From the above example, it means that whenever Na and Cl combine to form NaCl, they MUST do so in the ratio of 2:1:2 That is to say, 2 moles of Na molecule will always combine with 1 mole of Cl molecule to form 2 moles of NaCl molecule. This is known as the stoichiometry of the reaction, (i.e, the relationship between the amounts of the reactants and the products, in terms of the mole ratio and mass ratio of the species involved).
Definition of Terms
Mole
Since the substances that react contain different amounts of elementary particles (atoms, molecules, ions, electrons etc), which directly or indirectly contribute to their masses; it is always difficult to measure the exact amount of a particular substance that may be required to react with another. Thus, the need to take their masses and volumes (if gaseous), to “the same base”. This “base” is known as the mole.
Hence, a mole can be defined as the amount of elementary entities or particles (atoms, molecules, ions, electrons etc) present in a substance, which is exactly as those present in 12 grammes of carbon-12.
Molar Mass
This is the mass of 1 mole of a substance expressed in grammes. Its is expressed in grammes per mole (g/mol).
Molar Volume
This is the volume occupied by 1 mole of a substance, usually gases, at standard temperature and pressure (s.t.p). It is also known as the molar gas volume (G.M.V), and has a constant value of 22.4dm^3 or 22400cm^3.
Avogadro Number
This is a constant value of 6.023 x 10^23, which represents the amount of elementary entities present in 1 mole of a substance. It can be likened to a dozen – 12, a score – 20, or a gross – 144.
Important Formulae Used in Mole Concept
1) Mole (n) = Reacting Mass (m)
——————
Molar Mass (M)
i.e, n = m/M
This implies that,
Reacting Mass = Mole x Molar Mass
Molar Mass = Reacting Mass/Mole
2) Mole (n) = Reacting Volume (v)
——————–
Molar Volume (V)
i.e, n = v/V
This implies that,
Reacting Volume = Mole x Molar Volume
Molar Volume = Reacting Vol/Mole
3) Mole (n) = Number of Particles
——————–
6.023 x 10^23
Relationship Between Mole & Mass (m), Volume (v) and Avogadro Number (L)

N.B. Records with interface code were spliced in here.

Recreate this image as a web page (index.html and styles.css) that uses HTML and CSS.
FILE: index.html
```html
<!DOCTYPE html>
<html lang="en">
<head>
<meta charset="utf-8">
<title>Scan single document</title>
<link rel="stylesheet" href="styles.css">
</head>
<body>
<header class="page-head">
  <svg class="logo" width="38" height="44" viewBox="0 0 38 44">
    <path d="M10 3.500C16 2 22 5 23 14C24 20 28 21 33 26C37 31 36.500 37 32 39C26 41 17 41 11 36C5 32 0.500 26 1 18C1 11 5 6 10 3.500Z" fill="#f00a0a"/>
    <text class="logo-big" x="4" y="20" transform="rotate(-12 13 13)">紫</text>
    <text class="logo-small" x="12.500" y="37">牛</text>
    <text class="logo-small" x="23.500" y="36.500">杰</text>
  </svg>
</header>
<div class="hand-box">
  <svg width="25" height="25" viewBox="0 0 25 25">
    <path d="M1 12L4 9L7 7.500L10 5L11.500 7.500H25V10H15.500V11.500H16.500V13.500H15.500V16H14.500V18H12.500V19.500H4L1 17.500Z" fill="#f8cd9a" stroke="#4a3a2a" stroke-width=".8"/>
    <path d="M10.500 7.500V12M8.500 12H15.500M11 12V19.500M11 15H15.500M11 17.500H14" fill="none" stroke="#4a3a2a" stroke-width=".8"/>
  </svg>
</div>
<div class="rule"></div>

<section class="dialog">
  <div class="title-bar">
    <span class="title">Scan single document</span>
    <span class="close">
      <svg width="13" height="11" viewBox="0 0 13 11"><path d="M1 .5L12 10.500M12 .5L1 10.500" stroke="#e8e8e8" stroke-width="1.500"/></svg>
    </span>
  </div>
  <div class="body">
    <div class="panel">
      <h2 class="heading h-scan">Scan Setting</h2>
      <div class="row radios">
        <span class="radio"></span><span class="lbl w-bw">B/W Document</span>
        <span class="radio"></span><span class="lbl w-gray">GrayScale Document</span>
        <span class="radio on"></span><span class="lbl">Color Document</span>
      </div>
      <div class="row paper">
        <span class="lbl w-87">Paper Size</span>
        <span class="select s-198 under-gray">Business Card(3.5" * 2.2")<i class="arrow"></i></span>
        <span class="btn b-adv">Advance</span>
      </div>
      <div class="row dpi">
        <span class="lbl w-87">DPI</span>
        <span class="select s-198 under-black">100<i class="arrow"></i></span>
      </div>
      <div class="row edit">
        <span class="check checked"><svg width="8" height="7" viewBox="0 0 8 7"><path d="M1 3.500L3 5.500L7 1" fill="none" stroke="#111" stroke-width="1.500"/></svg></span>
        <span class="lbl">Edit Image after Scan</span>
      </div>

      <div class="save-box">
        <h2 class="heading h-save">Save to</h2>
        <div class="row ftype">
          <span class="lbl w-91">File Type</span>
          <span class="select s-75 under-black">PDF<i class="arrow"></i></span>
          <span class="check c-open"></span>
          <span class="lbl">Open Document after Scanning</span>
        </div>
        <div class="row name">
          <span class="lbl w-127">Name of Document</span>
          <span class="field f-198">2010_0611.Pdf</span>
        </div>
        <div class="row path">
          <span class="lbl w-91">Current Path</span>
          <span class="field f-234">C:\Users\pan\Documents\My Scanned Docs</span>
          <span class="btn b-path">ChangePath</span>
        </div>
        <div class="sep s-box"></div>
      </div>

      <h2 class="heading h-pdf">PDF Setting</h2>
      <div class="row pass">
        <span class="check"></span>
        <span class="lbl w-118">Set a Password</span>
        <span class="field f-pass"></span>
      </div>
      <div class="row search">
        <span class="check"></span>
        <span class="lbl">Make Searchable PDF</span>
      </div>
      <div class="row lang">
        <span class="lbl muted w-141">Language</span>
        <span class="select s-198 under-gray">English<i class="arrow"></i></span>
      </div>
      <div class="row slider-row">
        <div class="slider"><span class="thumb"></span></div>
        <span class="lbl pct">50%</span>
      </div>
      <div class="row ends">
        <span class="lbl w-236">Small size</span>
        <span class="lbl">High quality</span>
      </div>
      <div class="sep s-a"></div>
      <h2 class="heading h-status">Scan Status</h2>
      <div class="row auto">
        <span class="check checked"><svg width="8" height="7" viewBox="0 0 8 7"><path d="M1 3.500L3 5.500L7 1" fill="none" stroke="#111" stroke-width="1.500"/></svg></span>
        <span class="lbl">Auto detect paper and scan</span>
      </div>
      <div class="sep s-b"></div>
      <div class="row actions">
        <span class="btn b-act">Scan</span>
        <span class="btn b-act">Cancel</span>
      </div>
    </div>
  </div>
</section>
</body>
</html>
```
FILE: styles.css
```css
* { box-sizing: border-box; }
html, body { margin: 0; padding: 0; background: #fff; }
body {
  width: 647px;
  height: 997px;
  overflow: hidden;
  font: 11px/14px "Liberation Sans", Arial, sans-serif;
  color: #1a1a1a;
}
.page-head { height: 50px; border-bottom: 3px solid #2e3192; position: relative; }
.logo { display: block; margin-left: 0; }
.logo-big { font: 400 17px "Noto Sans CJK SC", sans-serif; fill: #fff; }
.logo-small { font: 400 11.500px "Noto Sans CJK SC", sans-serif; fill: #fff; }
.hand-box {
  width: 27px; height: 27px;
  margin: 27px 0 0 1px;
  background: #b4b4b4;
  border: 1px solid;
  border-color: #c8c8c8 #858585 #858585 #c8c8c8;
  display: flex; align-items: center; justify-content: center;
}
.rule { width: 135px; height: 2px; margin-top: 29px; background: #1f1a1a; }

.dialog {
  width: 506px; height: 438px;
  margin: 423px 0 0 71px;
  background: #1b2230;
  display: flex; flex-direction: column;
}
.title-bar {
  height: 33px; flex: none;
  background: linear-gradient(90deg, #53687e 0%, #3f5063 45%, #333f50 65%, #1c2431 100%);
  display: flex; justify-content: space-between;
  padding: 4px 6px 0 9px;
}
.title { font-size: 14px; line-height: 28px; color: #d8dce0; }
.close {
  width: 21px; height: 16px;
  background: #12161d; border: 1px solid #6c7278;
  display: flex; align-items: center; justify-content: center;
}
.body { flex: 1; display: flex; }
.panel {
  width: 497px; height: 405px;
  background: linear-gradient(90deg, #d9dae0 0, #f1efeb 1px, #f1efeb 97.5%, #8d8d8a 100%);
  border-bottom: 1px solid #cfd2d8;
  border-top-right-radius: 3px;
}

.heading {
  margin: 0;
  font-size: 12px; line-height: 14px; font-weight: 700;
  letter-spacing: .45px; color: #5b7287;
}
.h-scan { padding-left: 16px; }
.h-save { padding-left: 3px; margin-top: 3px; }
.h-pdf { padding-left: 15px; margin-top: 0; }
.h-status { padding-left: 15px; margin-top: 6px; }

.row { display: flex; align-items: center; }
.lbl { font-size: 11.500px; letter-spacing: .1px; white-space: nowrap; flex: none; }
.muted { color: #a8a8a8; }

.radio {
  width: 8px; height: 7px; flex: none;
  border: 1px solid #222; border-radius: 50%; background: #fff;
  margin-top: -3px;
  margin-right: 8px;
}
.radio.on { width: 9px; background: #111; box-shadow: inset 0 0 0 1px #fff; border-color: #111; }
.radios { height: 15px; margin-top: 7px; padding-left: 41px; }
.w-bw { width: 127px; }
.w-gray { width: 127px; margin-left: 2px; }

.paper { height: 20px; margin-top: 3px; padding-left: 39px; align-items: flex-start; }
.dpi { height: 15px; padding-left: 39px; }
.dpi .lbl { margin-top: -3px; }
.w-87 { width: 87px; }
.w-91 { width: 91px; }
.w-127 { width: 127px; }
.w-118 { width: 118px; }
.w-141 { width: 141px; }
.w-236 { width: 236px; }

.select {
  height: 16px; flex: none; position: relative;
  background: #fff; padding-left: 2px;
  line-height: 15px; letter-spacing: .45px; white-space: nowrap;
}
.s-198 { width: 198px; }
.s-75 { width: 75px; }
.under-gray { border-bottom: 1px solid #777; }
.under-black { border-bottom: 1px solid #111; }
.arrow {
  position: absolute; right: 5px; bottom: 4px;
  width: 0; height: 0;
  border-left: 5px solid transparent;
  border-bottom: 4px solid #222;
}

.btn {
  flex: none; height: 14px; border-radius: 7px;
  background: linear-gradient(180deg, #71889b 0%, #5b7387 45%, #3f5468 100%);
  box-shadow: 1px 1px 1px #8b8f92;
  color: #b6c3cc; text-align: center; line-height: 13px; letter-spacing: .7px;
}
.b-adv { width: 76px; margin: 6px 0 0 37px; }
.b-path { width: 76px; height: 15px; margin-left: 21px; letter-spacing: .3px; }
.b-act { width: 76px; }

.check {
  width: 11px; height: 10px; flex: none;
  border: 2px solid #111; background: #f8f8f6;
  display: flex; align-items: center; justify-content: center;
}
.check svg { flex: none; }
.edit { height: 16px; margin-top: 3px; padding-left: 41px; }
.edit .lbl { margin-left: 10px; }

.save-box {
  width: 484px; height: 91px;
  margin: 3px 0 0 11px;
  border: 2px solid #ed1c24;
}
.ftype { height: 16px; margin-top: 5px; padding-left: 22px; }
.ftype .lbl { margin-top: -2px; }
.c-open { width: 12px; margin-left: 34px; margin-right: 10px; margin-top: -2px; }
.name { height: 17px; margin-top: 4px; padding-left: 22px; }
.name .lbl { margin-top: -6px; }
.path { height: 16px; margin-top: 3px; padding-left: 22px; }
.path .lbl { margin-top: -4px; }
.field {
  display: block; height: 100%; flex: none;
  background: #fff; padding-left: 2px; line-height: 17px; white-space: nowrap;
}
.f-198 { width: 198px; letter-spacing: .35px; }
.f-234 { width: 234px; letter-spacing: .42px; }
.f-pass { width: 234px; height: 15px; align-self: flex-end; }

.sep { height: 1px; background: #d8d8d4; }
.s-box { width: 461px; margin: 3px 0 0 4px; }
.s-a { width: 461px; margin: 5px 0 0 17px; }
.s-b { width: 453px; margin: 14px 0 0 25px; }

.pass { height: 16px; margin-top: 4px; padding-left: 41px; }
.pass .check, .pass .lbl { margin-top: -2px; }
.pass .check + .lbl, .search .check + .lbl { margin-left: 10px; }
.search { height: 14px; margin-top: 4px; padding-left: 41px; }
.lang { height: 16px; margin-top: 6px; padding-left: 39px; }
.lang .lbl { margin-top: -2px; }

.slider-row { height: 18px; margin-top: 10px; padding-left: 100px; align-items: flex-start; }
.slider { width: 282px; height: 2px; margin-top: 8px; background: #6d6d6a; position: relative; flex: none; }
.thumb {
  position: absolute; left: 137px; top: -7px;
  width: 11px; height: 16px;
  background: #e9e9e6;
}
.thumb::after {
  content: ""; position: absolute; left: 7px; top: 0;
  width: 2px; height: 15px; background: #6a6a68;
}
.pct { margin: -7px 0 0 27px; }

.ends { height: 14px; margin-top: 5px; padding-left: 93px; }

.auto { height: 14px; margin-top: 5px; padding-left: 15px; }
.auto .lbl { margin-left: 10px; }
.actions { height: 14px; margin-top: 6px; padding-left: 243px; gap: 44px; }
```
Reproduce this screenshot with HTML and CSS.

The relationships between the four quantities stated above can be expressed as shown below:
Molar Mass — Mole — Molar Volume
|
Avogadro Number
i.e, 1 mole = 6.023 x 10^23 = 22.4dm^3 = molar mass
1mole of CO2 = 44g of CO2 = 22.4dm^3 of CO2 = 6.023 x 10^23 molecules of CO2
1mole of O2 = 32g of O2 = 22.4dm^3 of O2 = 6.023 x 10^23 molecules of O2 = 2 x 6.023 x 10^23 atoms
1mole of Na = 23g of Na = 6.023 x 10^23 molecules of Na = 6.023 x 10^23 atoms of Na.
Example:
2Na(s) + Cl2(g) → 2NaCl(s)
You will observe that we have introduced the state symbols (s – solid, g – gas), which enables us to know the physical states at which the reacting species and products are at room temperature. Chemical calculation based on mass volume relationship
Example:
Calculate the volume of carbon dioxide formed at STP in ‘ml’ by the complete thermal decomposition of 3.125 g of pure calcium carbonate (Relative atomic mass of Ca=40, C=12, O=16)
Solution:
As per the equation,
CaCO3 → CaCO + CO2
40 + 12 + (16 x 3) 1 mole
100g 22.4 litres
100 g 24400 ml
Volume of carbon dioxide formed from 100 g of CaCO3 = 22400 ml
Volume of carbon dioxide from 3.125 g of CaCO3 = ?
CaCO3 : CO2
100 g : 22400 ml
3.125 g : x
Volume of carbon dioxide formed = 700 ml.
Example:
Calculate the volume of ammonia formed at STP in ‘ml’ by treating 2.675 g of ammonium chloride with excess of calcium hydroxide (Relative Atomic Mass of N=14, O=16, H=1, Cl=35.5, Ca=40).
Solution:
As per the equation,
NH4Cl + Ca(OH)2OH → CaCl2 + H2O + NH3
2 (14 + 4 + 35.5) 2 vols.(of NH3)
107 2 x 22.4 litres
107 g 44.8 litres or 44800 ml
NH4Cl : NH3
107 g : 44800 ml
2.675 g : x
x = (2.675 X 44800)/107
= 1120ml
Volume of ammonia formed at STP = 1120 ml.